More plant species often mean more animals, especially if the plants flower and bear fruit at different times. “The little birds love them,” says Charles Bowerman, a farmer who takes pride in his hedges and hosts hedgelaying training for young farmers. Bowerman plants his hedges with about a dozen plant species: In addition to the traditional thorny plants such as hawthorn and blackthorn, he includes hazel, field maple, wild privet, dogwood and holly.
One British ecologist who spent two years monitoring an old, diverse hedgerow near his home counted an astonishing 2,070 species visiting and inhabiting it – mostly insects, but also mammals, lizards, mosses and fungi. Birds and mice used the hedge for shelter and nesting. Spring and summer blossoms attracted moths, flies and beetles, while berries helped nourish birds and small mammals over the autumn and winter.
Agricultural landscape with hedgerows. Insets show some of the key ecological benefits provided by hedgerows.
Hedgerows provide many benefits to the ecosystem.
The hedgerow ecosystem also supports a wider ecological community. Bats and moths use hedges as navigational guides, while badgers, hedgehogs and some invertebrates such as ants and spiders use them as byways to commute across the landscape.
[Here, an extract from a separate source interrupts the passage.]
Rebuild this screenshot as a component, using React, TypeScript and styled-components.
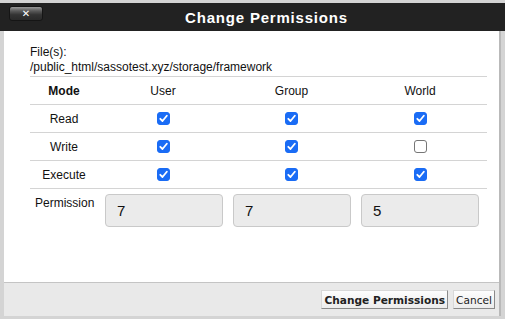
import styled, { createGlobalStyle } from "styled-components";

const GlobalStyle = createGlobalStyle`
  html, body {
    margin: 0;
    padding: 0;
    background: #d4d4d4;
    font-family: "Liberation Sans", Arial, sans-serif;
  }
`;

type Perm = { label: string; user: boolean; group: boolean; world: boolean };

const rows: Perm[] = [
  { label: "Read", user: true, group: true, world: true },
  { label: "Write", user: true, group: true, world: false },
  { label: "Execute", user: true, group: true, world: true },
];

function Check({ checked }: { checked: boolean }) {
  return (
    <Box $checked={checked}>
      {checked && (
        <svg width="9" height="9" viewBox="0 0 9 9">
          <path
            d="M1.3 4.8 L3.5 7 L7.8 1.8"
            fill="none"
            stroke="#fff"
            strokeWidth="1.8"
            strokeLinecap="round"
            strokeLinejoin="round"
          />
        </svg>
      )}
    </Box>
  );
}

export default function App() {
  return (
    <>
      <GlobalStyle />
      <Dialog>
        <TitleBar>
          <CloseButton>✕</CloseButton>
          <Title>Change Permissions</Title>
        </TitleBar>
        <Body>
          <Content>
            <FileLabel>File(s):</FileLabel>
            <FilePath>/public_html/sassotest.xyz/storage/framework</FilePath>
            <Table>
              <Row>
                <ModeCell $bold>Mode</ModeCell>
                <Cell>User</Cell>
                <Cell>Group</Cell>
                <Cell>World</Cell>
              </Row>
              {rows.map((r) => (
                <Row key={r.label}>
                  <ModeCell>{r.label}</ModeCell>
                  <Cell>
                    <Check checked={r.user} />
                  </Cell>
                  <Cell>
                    <Check checked={r.group} />
                  </Cell>
                  <Cell>
                    <Check checked={r.world} />
                  </Cell>
                </Row>
              ))}
            </Table>
            <PermRow>
              <PermLabel>Permission</PermLabel>
              <Inputs>
                <PermInput>7</PermInput>
                <PermInput>7</PermInput>
                <PermInput>5</PermInput>
              </Inputs>
            </PermRow>
          </Content>
          <Footer>
            <Button $primary>Change Permissions</Button>
            <Button>Cancel</Button>
          </Footer>
        </Body>
      </Dialog>
    </>
  );
}

const Dialog = styled.div`
  width: 505px;
  height: 319px;
  padding-top: 3px;
  box-sizing: border-box;
  display: flex;
  flex-direction: column;
`;

const TitleBar = styled.div`
  height: 28px;
  background: #222222;
  display: flex;
  align-items: center;
  position: relative;
`;

const CloseButton = styled.div`
  position: absolute;
  left: 9px;
  top: 3px;
  width: 34px;
  height: 15px;
  box-sizing: border-box;
  border-radius: 3px;
  border: 1px solid #151515;
  background: linear-gradient(#9a9a9a 0%, #5a5a5a 30%, #333 60%, #2a2a2a 100%);
  color: #fff;
  font-family: "DejaVu Sans", sans-serif;
  font-weight: bold;
  font-size: 10px;
  display: flex;
  align-items: center;
  justify-content: center;
`;

const Title = styled.div`
  flex: 1;
  text-align: center;
  color: #fff;
  font-weight: bold;
  font-size: 15px;
  letter-spacing: 0.8px;
  padding-left: 28px;
`;

const Body = styled.div`
  flex: 1;
  margin: 0 4px 3px 4px;
  background: #fff;
  display: flex;
  flex-direction: column;
  border-right: 2px solid #b9b9b9;
`;

const Content = styled.div`
  flex: 1;
  padding: 14px 12px 0 26px;
  color: #111;
`;

const FileLabel = styled.div`
  font-size: 12px;
  line-height: 15px;
`;

const FilePath = styled.div`
  font-size: 12px;
  line-height: 15px;
`;

const Table = styled.div`
  margin-top: 1px;
  border-top: 1px solid #d4d4d4;
`;

const Row = styled.div`
  display: grid;
  grid-template-columns: 68px 130px 127px 130px;
  height: 27px;
  border-bottom: 1px solid #d4d4d4;
  align-items: center;
  font-size: 12px;
`;

const Cell = styled.div`
  display: flex;
  justify-content: center;
  align-items: center;
`;

const ModeCell = styled(Cell)<{ $bold?: boolean }>`
  font-weight: ${(p) => (p.$bold ? "bold" : "normal")};
`;

const Box = styled.span<{ $checked: boolean }>`
  width: 13px;
  height: 13px;
  box-sizing: border-box;
  border-radius: 3px;
  display: flex;
  align-items: center;
  justify-content: center;
  background: ${(p) => (p.$checked ? "#1a6cf5" : "#fff")};
  border: 1px solid ${(p) => (p.$checked ? "#1a6cf5" : "#767676")};
`;

const PermRow = styled.div`
  display: flex;
  align-items: flex-start;
  margin-top: 5px;
  padding-left: 5px;
`;

const PermLabel = styled.div`
  font-size: 12px;
  width: 70px;
  padding-top: 2px;
`;

const Inputs = styled.div`
  display: flex;
  gap: 10px;
`;

const PermInput = styled.div`
  width: 118px;
  height: 33px;
  box-sizing: border-box;
  border: 1px solid #c9c9c9;
  border-radius: 4px;
  background: #ebebeb;
  font-size: 15px;
  padding-left: 11px;
  display: flex;
  align-items: center;
`;

const Footer = styled.div`
  height: 33px;
  border-top: 1px solid #c4c4c4;
  background: #e9e9e9;
  display: flex;
  justify-content: flex-end;
  align-items: center;
  gap: 5px;
  padding-right: 4px;
`;

const Button = styled.div<{ $primary?: boolean }>`
  height: 19px;
  box-sizing: border-box;
  padding: 0 2px;
  display: flex;
  align-items: center;
  font-family: "DejaVu Sans", Verdana, sans-serif;
  font-size: 10.6px;
  font-weight: ${(p) => (p.$primary ? "bold" : "normal")};
  color: #222;
  background: linear-gradient(#fdfdfd, #ececec);
  border: 1px solid #d8d8d8;
  border-right-color: #8a8a8a;
  border-bottom-color: #8a8a8a;
`;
Hedgerows are especially important when they’re used to connect other, often increasingly fragmented, ecosystems.
In 2018, a study by researchers in Europe proposed that planting new hedgerows could be the most effective way to link such isolated ecosystems, enabling species like the hazel dormouse to persist in farmland.
Even the remarkably rich soil life underneath a hedgerow can benefit its neighbourhood when burrowing creatures such as earthworms wriggle into surrounding fields, notes ecologist Tancredi Caruso of University College Dublin.
Bowerman says he’s seen growing interest from young farmers in planting hedgerows for biodiversity’s sake — but, he notes, they’re costly and take a lot of work to keep healthy. Even with UK governmental grants to help pay for initial planting materials and some forms of maintenance, regularly trimming and rejuvenating them is time-consuming and labour-intensive.
In some places, such concerns can discourage farmers from adopting hedgerows. In a 2021 survey of California almond growers, for instance, 32 percent said they weren’t interested in planting hedgerows or other pollinator habitats, partly due to costs and labour, and also over fears that they’ll attract nut-gobbling pests like starlings, says ecologist Lauren Ponisio of the University of Oregon.